Dans ce contexte, l’Alliance France Tourisme (AFT), qui regroupe une grande partie des poids lourds du secteur (Accor, Aéroports de Paris, Galeries Lafayette, Compagnie des Alpes, etc.), entend se saisir du sujet. « Il est nécessaire de ne pas tomber dans l’exagération, puisque cela ne concerne qu’un nombre de sites et de périodes limités. Mais il ne faut pas être dans le déni, car il y a un effet amplificateur susceptible de donner une mauvaise image du tourisme. C’est donc dans notre intérêt de prendre le dossier en main. Il faut réagir », résume son président Dominique Marcel.
Discussion avec l’Education nationale
Pour y parvenir, l’AFT a publié ce mardi une série de propositions, parmi lesquelles une adaptation de la gouvernance, arguant qu’aucune « véritable réflexion officielle et structurée n’est conduite à ce sujet au plan national ». Elle souhaite ainsi la création de structures dédiées et décentralisées incluant les autorités locales, les habitants concernés et les acteurs privés.
Surtout, elle préconise une meilleure répartition des flux touristiques, y compris dans le temps.
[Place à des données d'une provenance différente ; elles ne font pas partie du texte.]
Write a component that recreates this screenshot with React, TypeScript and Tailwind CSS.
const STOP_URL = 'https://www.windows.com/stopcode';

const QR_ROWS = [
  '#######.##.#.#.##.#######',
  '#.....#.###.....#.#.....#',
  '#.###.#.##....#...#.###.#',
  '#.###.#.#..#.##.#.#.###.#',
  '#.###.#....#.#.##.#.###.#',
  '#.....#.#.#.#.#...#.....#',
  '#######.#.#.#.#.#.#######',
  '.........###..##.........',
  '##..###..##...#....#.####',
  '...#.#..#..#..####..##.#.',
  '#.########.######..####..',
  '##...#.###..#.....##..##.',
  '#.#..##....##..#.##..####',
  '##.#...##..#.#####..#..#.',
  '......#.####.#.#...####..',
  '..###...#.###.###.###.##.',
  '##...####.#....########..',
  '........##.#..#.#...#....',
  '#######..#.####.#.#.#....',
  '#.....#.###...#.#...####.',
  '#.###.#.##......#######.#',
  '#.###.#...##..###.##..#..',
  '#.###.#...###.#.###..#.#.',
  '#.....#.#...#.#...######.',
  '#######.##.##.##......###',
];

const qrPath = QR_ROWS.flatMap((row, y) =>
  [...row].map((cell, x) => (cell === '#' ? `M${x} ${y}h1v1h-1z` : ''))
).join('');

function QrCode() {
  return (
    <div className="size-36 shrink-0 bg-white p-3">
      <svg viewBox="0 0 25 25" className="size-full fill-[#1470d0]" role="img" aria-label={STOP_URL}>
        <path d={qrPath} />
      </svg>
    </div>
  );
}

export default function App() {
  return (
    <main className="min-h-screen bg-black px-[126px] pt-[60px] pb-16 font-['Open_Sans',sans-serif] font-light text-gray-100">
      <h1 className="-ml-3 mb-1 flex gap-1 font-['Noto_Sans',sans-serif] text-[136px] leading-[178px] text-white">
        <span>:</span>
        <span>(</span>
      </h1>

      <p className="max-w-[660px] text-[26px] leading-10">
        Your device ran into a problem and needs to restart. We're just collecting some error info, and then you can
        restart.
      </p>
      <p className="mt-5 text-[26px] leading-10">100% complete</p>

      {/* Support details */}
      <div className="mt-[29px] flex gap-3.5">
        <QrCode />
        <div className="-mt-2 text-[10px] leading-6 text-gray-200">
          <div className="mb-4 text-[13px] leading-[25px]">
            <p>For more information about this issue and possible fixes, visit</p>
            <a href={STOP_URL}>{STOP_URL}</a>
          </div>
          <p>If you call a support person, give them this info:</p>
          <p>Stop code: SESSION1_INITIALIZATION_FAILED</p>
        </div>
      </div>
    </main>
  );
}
Objectif : « désaisonnaliser le tourisme », en assurant la promotion « d’expériences et activités touristiques durant l’intersaison, en créant des événements ou activités hors saison ou en adaptant mieux la tarification à la fréquentation des lieux pour favoriser la visite pendant les périodes creuses ». Elle souhaite également engager des discussions avec l’Education nationale « sur la question des dates de vacances scolaires pour envisager une coordination optimale de cette période entre scolarité et saisonnalité ».
En outre, les professionnels proposent « d’étendre le territoire touristique » français, à l’image de ce qui peut se faire à l’étranger dans le but de désengorger les grandes villes. A Amsterdam, le projet « Visit Amsterdam, See Holland » lancé en 2009 et qui incite à découvrir la campagne néerlandaise en complément du séjour classique dans la capitale, a participé à relâcher la pression. Venise, mais aussi Londres, invitent, quant à elles, les touristes à découvrir la ville comme un local de l’étape, en les dirigeant vers des lieux désertés par la foule.
A Paris, où quelques attractions concentrent la majorité des flux, l’idée a également fait son chemin. « Avant que Notre-Dame ne brûle, nous incitions déjà à visiter la basilique de Saint-Denis, qui est au moins aussi belle, mais où il n’y a jamais foule », illustre Jean-François Rial, président de l’Office du tourisme de Paris et par ailleurs patron de Voyageurs du monde. Et de rappeler plus globalement que « 98 % de la planète ne sont visités par personne ».
« Démarketing » et réservations à l’avance
Une autre stratégie, déjà éprouvée en France, consiste à ne plus faire la promotion des sites trop fréquentés, voire de les déconseiller au public. Ce « démarketing » a, par exemple, été utilisé pour les calanques de Marseille, ou par l’office du tourisme de Porto-Vecchio, en diffusant des images de plages bondées.
Côté marketing toujours, beaucoup de destinations aiguillent désormais les touristes vers des lieux plus confidentiels, en complément des « classiques » de la région. A Saint-Malo, les autorités vantent ainsi les mérites d’une « chasse au trésor » pour découvrir les alentours de la ville. « Saint-Malo ou le Mont Saint-Michel restent des têtes de gondole, mais l’idée est de faire découvrir l’ensemble du territoire », résume Jean-Virgile Crance, premier adjoint au maire.
Enfin, pour certains sites, le recours à un système de préréservation est encouragé. Le Parc national des calanques mais aussi plusieurs parcs de loisirs ont déjà choisi cette solution pour éviter les congestions.
Avantages pour les locaux
Outre l’amélioration de l’expérience des touristes, souvent pénible lors des pics de fréquentation, cette meilleure répartition doit aussi soulager les populations locales. L’Alliance France Tourisme pointe ainsi la nécessité « d’aider les habitants à se réapproprier des lieux touristiques en leur accordant des entrées gratuites, des tarifs réduits ou préférentiels, ou des permis spéciaux ».
Le tout accompagné d’un effort de toute la filière pour mettre en avant « les avantages économiques sociaux et culturels générés par l’activité touristique ». En d’autres termes, faire valoir les vertus du tourisme pour l’écosystème local, tout en rendant plus supportable l’afflux de visiteurs. « Plus vous associez vos administrés, mieux c’est », acquiesce Jean-Virgile Crance.
Reste, enfin, le problème des touristes eux-mêmes, qui devront être « sensibilisés » aux impacts du surtourisme « par des campagnes de communication, ou des chartes de bonne conduite », selon l’AFT. Idem pour les influenceurs qui, en donnant un coup de projecteur parfois brutal à des sites, contribuent au phénomène. Car finalement, « si les opérateurs publics et privés ont laissé faire pendant des années, les principaux responsables du surtourisme sont bien les clients », conclut Jean-François Rial.